**Work required**.
Without the pictures, can you quote each line below exactly?

** START OF Dataset content **

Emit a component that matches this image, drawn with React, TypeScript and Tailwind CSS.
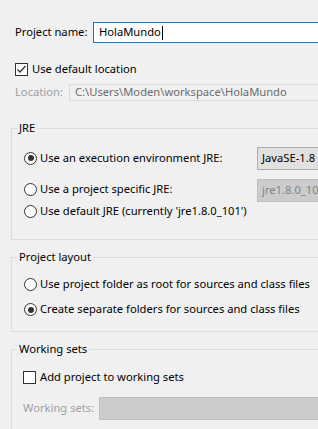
import React from "react";

function Radio({ checked }: { checked?: boolean }) {
  return (
    <span className="flex h-[13px] w-[13px] shrink-0 items-center justify-center rounded-full border border-[#333333] bg-white">
      {checked && <span className="h-[6px] w-[6px] rounded-full bg-[#333333]" />}
    </span>
  );
}

function Checkbox({ checked }: { checked?: boolean }) {
  return (
    <span className="flex h-[13px] w-[13px] shrink-0 items-center justify-center border border-[#333333] bg-white">
      {checked && (
        <svg width="11" height="11" viewBox="0 0 11 11">
          <path d="M1.5 5.5 L4 8 L9.5 2" fill="none" stroke="#333333" strokeWidth="1.3" />
        </svg>
      )}
    </span>
  );
}

function Group({ title, children, className }: { title: string; children: React.ReactNode; className?: string }) {
  return (
    <fieldset className="w-[360px] border border-[#dcdcdc]">
      <legend className="ml-[5px] px-[2px] leading-[16px] text-black">{title}</legend>
      <div className={className}>{children}</div>
    </fieldset>
  );
}

export default function App() {
  return (
    <div
      className="h-[429px] w-[318px] overflow-hidden whitespace-nowrap bg-[#f0f0f0] pl-[11px] pt-[22px] text-[11.2px] text-black"
      style={{ fontFamily: '"Noto Sans", "Open Sans", sans-serif' }}
    >
      {/* Project name */}
      <div className="flex h-[21px] items-center pl-[4px]">
        <span className="w-[78px] shrink-0">Project name:</span>
        <div className="flex h-[21px] w-[260px] shrink-0 items-center border border-[#0078d7] bg-white pl-[5px]">
          HolaMundo<span className="ml-[1px] h-[14px] w-px bg-black" />
        </div>
      </div>

      <label className="mt-[20px] flex h-[13px] items-center gap-[4px] pl-[4px]">
        <Checkbox checked />
        <span>Use default location</span>
      </label>

      <div className="mt-[8px] flex h-[17px] items-center pl-[4px]">
        <span className="w-[54px] shrink-0 text-[#a0a0a0]">Location:</span>
        <div className="flex h-[17px] w-[280px] shrink-0 items-center border border-[#d9d9d9] bg-[#f0f0f0] pl-[5px] text-[#6d6d6d]">
          C:\Users\Moden\workspace\HolaMundo
        </div>
      </div>

      {/* JRE */}
      <div className="mt-[19px]">
        <Group title="JRE" className="pb-[21px] pl-[12px]">
          <div className="mt-[11px] flex h-[23px] items-center">
            <label className="flex w-[233px] shrink-0 items-center gap-[3px]">
              <Radio checked />
              <span>Use an execution environment JRE:</span>
            </label>
            <div className="flex h-[23px] w-[100px] shrink-0 items-center border border-[#adadad] bg-[#e1e1e1] pl-[4px]">
              JavaSE-1.8
            </div>
          </div>
          <div className="mt-[9px] flex h-[23px] items-start">
            <label className="mt-[2px] flex w-[233px] shrink-0 items-center gap-[3px]">
              <Radio />
              <span>Use a project specific JRE:</span>
            </label>
            <div className="flex h-[23px] w-[100px] shrink-0 items-center border border-[#bfbfbf] bg-[#cccccc] pl-[4px] text-[#838383]">
              jre1.8.0_101
            </div>
          </div>
          <label className="mt-[3px] flex h-[13px] items-center gap-[3px]">
            <Radio />
            <span>Use default JRE (currently 'jre1.8.0_101')</span>
          </label>
        </Group>
      </div>

      {/* Project layout */}
      <div className="mt-[9px]">
        <Group title="Project layout" className="pb-[15px] pl-[12px]">
          <label className="mt-[13px] flex h-[13px] items-center gap-[3px]">
            <Radio />
            <span>Use project folder as root for sources and class files</span>
          </label>
          <label className="mt-[12px] flex h-[13px] items-center gap-[3px]">
            <Radio checked />
            <span>Create separate folders for sources and class files</span>
          </label>
        </Group>
      </div>

      {/* Working sets */}
      <div className="mt-[9px]">
        <Group title="Working sets" className="pb-[20px] pl-[11px]">
          <label className="mt-[14px] flex h-[13px] items-center gap-[4px]">
            <Checkbox />
            <span>Add project to working sets</span>
          </label>
          <div className="mt-[13px] flex h-[23px] items-center">
            <span className="w-[76px] shrink-0 text-[#a0a0a0]">Working sets:</span>
            <div className="h-[23px] w-[260px] shrink-0 border border-[#bfbfbf] bg-[#cccccc]" />
          </div>
        </Group>
      </div>
    </div>
  );
}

** END OF Dataset content **

**Solution for this task**.
Emit a component that matches this image, drawn with React, TypeScript and Tailwind CSS.
import React from "react";

function Radio({ checked }: { checked?: boolean }) {
  return (
    <span className="flex h-[13px] w-[13px] shrink-0 items-center justify-center rounded-full border border-[#333333] bg-white">
      {checked && <span className="h-[6px] w-[6px] rounded-full bg-[#333333]" />}
    </span>
  );
}

function Checkbox({ checked }: { checked?: boolean }) {
  return (
    <span className="flex h-[13px] w-[13px] shrink-0 items-center justify-center border border-[#333333] bg-white">
      {checked && (
        <svg width="11" height="11" viewBox="0 0 11 11">
          <path d="M1.5 5.5 L4 8 L9.5 2" fill="none" stroke="#333333" strokeWidth="1.3" />
        </svg>
      )}
    </span>
  );
}

function Group({ title, children, className }: { title: string; children: React.ReactNode; className?: string }) {
  return (
    <fieldset className="w-[360px] border border-[#dcdcdc]">
      <legend className="ml-[5px] px-[2px] leading-[16px] text-black">{title}</legend>
      <div className={className}>{children}</div>
    </fieldset>
  );
}

export default function App() {
  return (
    <div
      className="h-[429px] w-[318px] overflow-hidden whitespace-nowrap bg-[#f0f0f0] pl-[11px] pt-[22px] text-[11.2px] text-black"
      style={{ fontFamily: '"Noto Sans", "Open Sans", sans-serif' }}
    >
      {/* Project name */}
      <div className="flex h-[21px] items-center pl-[4px]">
        <span className="w-[78px] shrink-0">Project name:</span>
        <div className="flex h-[21px] w-[260px] shrink-0 items-center border border-[#0078d7] bg-white pl-[5px]">
          HolaMundo<span className="ml-[1px] h-[14px] w-px bg-black" />
        </div>
      </div>

      <label className="mt-[20px] flex h-[13px] items-center gap-[4px] pl-[4px]">
        <Checkbox checked />
        <span>Use default location</span>
      </label>

      <div className="mt-[8px] flex h-[17px] items-center pl-[4px]">
        <span className="w-[54px] shrink-0 text-[#a0a0a0]">Location:</span>
        <div className="flex h-[17px] w-[280px] shrink-0 items-center border border-[#d9d9d9] bg-[#f0f0f0] pl-[5px] text-[#6d6d6d]">
          C:\Users\Moden\workspace\HolaMundo
        </div>
      </div>

      {/* JRE */}
      <div className="mt-[19px]">
        <Group title="JRE" className="pb-[21px] pl-[12px]">
          <div className="mt-[11px] flex h-[23px] items-center">
            <label className="flex w-[233px] shrink-0 items-center gap-[3px]">
              <Radio checked />
              <span>Use an execution environment JRE:</span>
            </label>
            <div className="flex h-[23px] w-[100px] shrink-0 items-center border border-[#adadad] bg-[#e1e1e1] pl-[4px]">
              JavaSE-1.8
            </div>
          </div>
          <div className="mt-[9px] flex h-[23px] items-start">
            <label className="mt-[2px] flex w-[233px] shrink-0 items-center gap-[3px]">
              <Radio />
              <span>Use a project specific JRE:</span>
            </label>
            <div className="flex h-[23px] w-[100px] shrink-0 items-center border border-[#bfbfbf] bg-[#cccccc] pl-[4px] text-[#838383]">
              jre1.8.0_101
            </div>
          </div>
          <label className="mt-[3px] flex h-[13px] items-center gap-[3px]">
            <Radio />
            <span>Use default JRE (currently 'jre1.8.0_101')</span>
          </label>
        </Group>
      </div>

      {/* Project layout */}
      <div className="mt-[9px]">
        <Group title="Project layout" className="pb-[15px] pl-[12px]">
          <label className="mt-[13px] flex h-[13px] items-center gap-[3px]">
            <Radio />
            <span>Use project folder as root for sources and class files</span>
          </label>
          <label className="mt-[12px] flex h-[13px] items-center gap-[3px]">
            <Radio checked />
            <span>Create separate folders for sources and class files</span>
          </label>
        </Group>
      </div>

      {/* Working sets */}
      <div className="mt-[9px]">
        <Group title="Working sets" className="pb-[20px] pl-[11px]">
          <label className="mt-[14px] flex h-[13px] items-center gap-[4px]">
            <Checkbox />
            <span>Add project to working sets</span>
          </label>
          <div className="mt-[13px] flex h-[23px] items-center">
            <span className="w-[76px] shrink-0 text-[#a0a0a0]">Working sets:</span>
            <div className="h-[23px] w-[260px] shrink-0 border border-[#bfbfbf] bg-[#cccccc]" />
          </div>
        </Group>
      </div>
    </div>
  );
}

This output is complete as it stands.